The method I teach to accomplish this goal is the product of years of making mistakes as a trader, as well as all the successes I thankfully have had. I try to learn from the mistakes as well as the wins. And I teach my students to do the same. I found that the teaching has made me a more successful trader. Because of the Online Classes, I have had to explain and codify my methodology and rules, and thus I am now a more disciplined trader constantly in search of that middle way.

One of the lessons I have learned is that, as a trader, one does not have time to do a doctoral thesis on the true value of what you are trading. Therefore, the successful trader must assemble his or her tools and indicators in advance of the trading day and develop a comfortable method that is easy enough to answer quickly the basic question that must be asked constantly throughout the trading day: whether to be long, or short, or out of the market.

The method I teach to integrate the various elements discussed above consists of three main parts:

  • Key numbers: Key numbers are price levels that most traders call support (where the market has buyers stepping in supporting the price) and resistance (where sellers are stepping in and offering the market.) These numbers help the trader in finding the balance I believe is critical to success: when to temper greed and when to overcome fear.
  • Time of day: I have identified certain time zones for trading. Since the market is a combination of people’s beliefs and how they vote those beliefs (either by being a buyer or a seller), it is very important to have a good understanding of people. I have observed that people are creatures of habit, and that people generally do the same thing-whether it is for good or for bad-every day. I have observed that there are market reactions to how and when people rise in the morning, or go to lunch, or go home for the day.

In addition to developing a structured method, finding the right balance to fear and greed and becoming a successful trader also requires one to be able to take a disciplined-approach to the market. In my years of trading, another problem I have observed is traders who overtrade. When I first started in this business I spent about 90 percent of my time trading and 10 percent thinking. Over the years, the percentages have reversed. When you plan on a trade you must use a stop. It is always good to have a target or target area in mind, and the way you stay in a trade is to use a stop and then an adjustment to that stop to move it up or down as you approach your target. I have always been a firm believer in letting the market take me out of a trade instead of taking myself out. The reason I believe in this is that I have found that for my own personal trading that I do a lot better if I let the market tell me when it is time to exit a trade.
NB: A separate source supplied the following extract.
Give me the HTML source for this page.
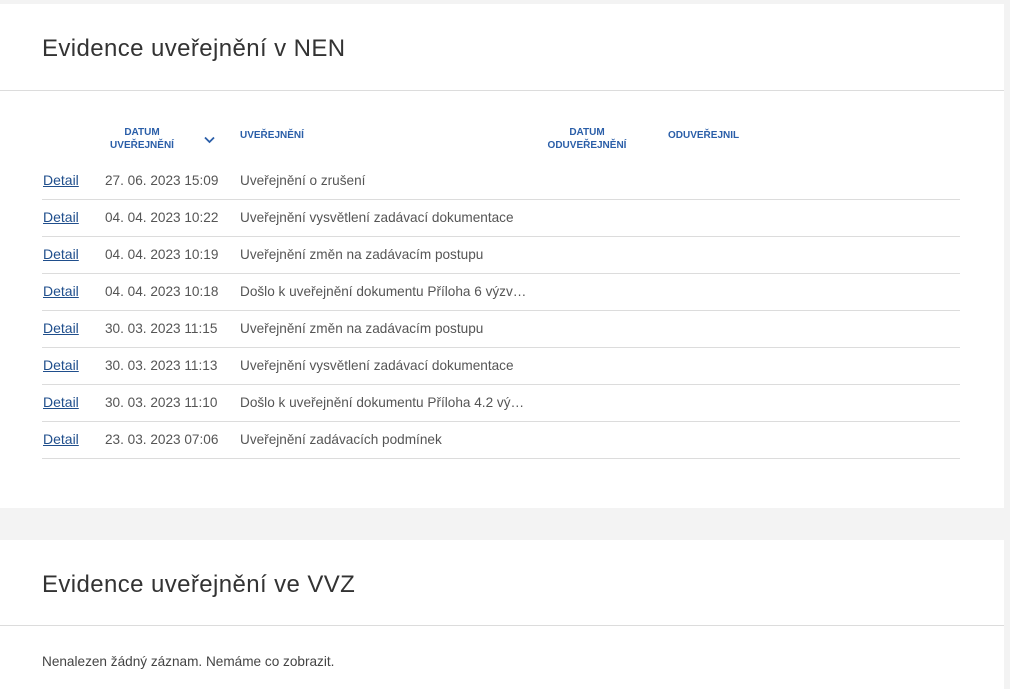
<!DOCTYPE html>
<html><head><meta charset="utf-8"><style>
body{margin:0;width:1010px;height:689px;background:#f3f3f3;font-family:"Liberation Sans",sans-serif;position:relative;overflow:hidden;color:#444}
.card{position:absolute;left:0;width:1004px;background:#fff}
.t{position:absolute;left:42px;font-size:24px;letter-spacing:0.4px;color:#333;white-space:nowrap}
.hr{position:absolute;left:0;width:1004px;height:1px;background:#dcdcdc}
.h{position:absolute;font-size:10px;font-weight:bold;color:#2a5ea8;text-align:center;line-height:13px}
.row{position:absolute;left:42px;width:918px;height:37px;border-bottom:1px solid #dcdcdc;font-size:13.6px;color:#555}
.row span{position:absolute;top:11px;white-space:nowrap}
.row span.l{top:10px}
a{color:#1f4e8c;text-decoration:underline;font-size:14px}
</style></head><body>
<div class="card" style="top:4px;height:504px">
<div class="t" style="top:31px">Evidence uveřejnění v NEN</div>
<div class="hr" style="top:86px"></div>
<div class="h" style="left:110px;top:122px;width:64px">DATUM<br>UVEŘEJNĚNÍ</div>
<svg style="position:absolute;left:204px;top:132px" width="11" height="8" viewBox="0 0 11 8"><path d="M1 1.5 L5.5 6 L10 1.5" stroke="#2a5ea8" stroke-width="1.8" fill="none"/></svg>
<div class="h" style="left:240px;top:125px">UVEŘEJNĚNÍ</div>
<div class="h" style="left:544px;top:122px;width:86px">DATUM<br>ODUVEŘEJNĚNÍ</div>
<div class="h" style="left:668px;top:125px">ODUVEŘEJNIL</div>
</div>
<div class="row" style="top:162px"><span class="l" style="left:1px"><a>Detail</a></span><span style="left:63px">27. 06. 2023 15:09</span><span style="left:198px">Uveřejnění o zrušení</span></div>
<div class="row" style="top:199px"><span class="l" style="left:1px"><a>Detail</a></span><span style="left:63px">04. 04. 2023 10:22</span><span style="left:198px">Uveřejnění vysvětlení zadávací dokumentace</span></div>
<div class="row" style="top:236px"><span class="l" style="left:1px"><a>Detail</a></span><span style="left:63px">04. 04. 2023 10:19</span><span style="left:198px">Uveřejnění změn na zadávacím postupu</span></div>
<div class="row" style="top:273px"><span class="l" style="left:1px"><a>Detail</a></span><span style="left:63px">04. 04. 2023 10:18</span><span style="left:198px">Došlo k uveřejnění dokumentu Příloha 6 výzv…</span></div>
<div class="row" style="top:310px"><span class="l" style="left:1px"><a>Detail</a></span><span style="left:63px">30. 03. 2023 11:15</span><span style="left:198px">Uveřejnění změn na zadávacím postupu</span></div>
<div class="row" style="top:347px"><span class="l" style="left:1px"><a>Detail</a></span><span style="left:63px">30. 03. 2023 11:13</span><span style="left:198px">Uveřejnění vysvětlení zadávací dokumentace</span></div>
<div class="row" style="top:384px"><span class="l" style="left:1px"><a>Detail</a></span><span style="left:63px">30. 03. 2023 11:10</span><span style="left:198px">Došlo k uveřejnění dokumentu Příloha 4.2 vý…</span></div>
<div class="row" style="top:421px"><span class="l" style="left:1px"><a>Detail</a></span><span style="left:63px">23. 03. 2023 07:06</span><span style="left:198px">Uveřejnění zadávacích podmínek</span></div>
<div class="card" style="top:540px;height:149px">
<div class="t" style="top:31px">Evidence uveřejnění ve VVZ</div>
<div class="hr" style="top:85px"></div>
<div style="position:absolute;left:42px;top:114px;font-size:13.6px;color:#444">Nenalezen žádný záznam. Nemáme co zobrazit.</div>
</div>
</body></html>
Trading is an all-encompassing experience; it is a continuous process of planning, acting, and evaluating.

I’m a short-term day trader; I trade the market everyday. The goal of a new trader is to survive-to last-while they find that middle way and balance of successful trading. The industry trend is that most new traders are gone within thirty to forty days. Their failure is due to fear, mistakes, and/or a lack of understanding/training of how to trade and succumbing either to fear or greed. One of the first things we teach our students is capital preservation. My goal is to make sure that after thirty or forty days they will not only maintain their capital base, but also at the same time increase their awareness and education.

I am often asked, “what is the difference between trading the markets and gambling?”

A gambler will take risks just for the action. A speculator, on the other hand, only takes risks when the odds are in his favor. The art of successful day trading lies in learning this difference.

And the difference is defined in developing the ability to overcome the push-pull of greed and fear through balanced trading that comes from learning the markets, understanding the importance of a disciplined method that combines key numbers, trading psychology, time, and important market indicators, and managing both risk and the trade itself. Becoming a successful day trader is all about learning a balanced technique to increase the odds of being right in trade decisions and reduce the odds of being wrong.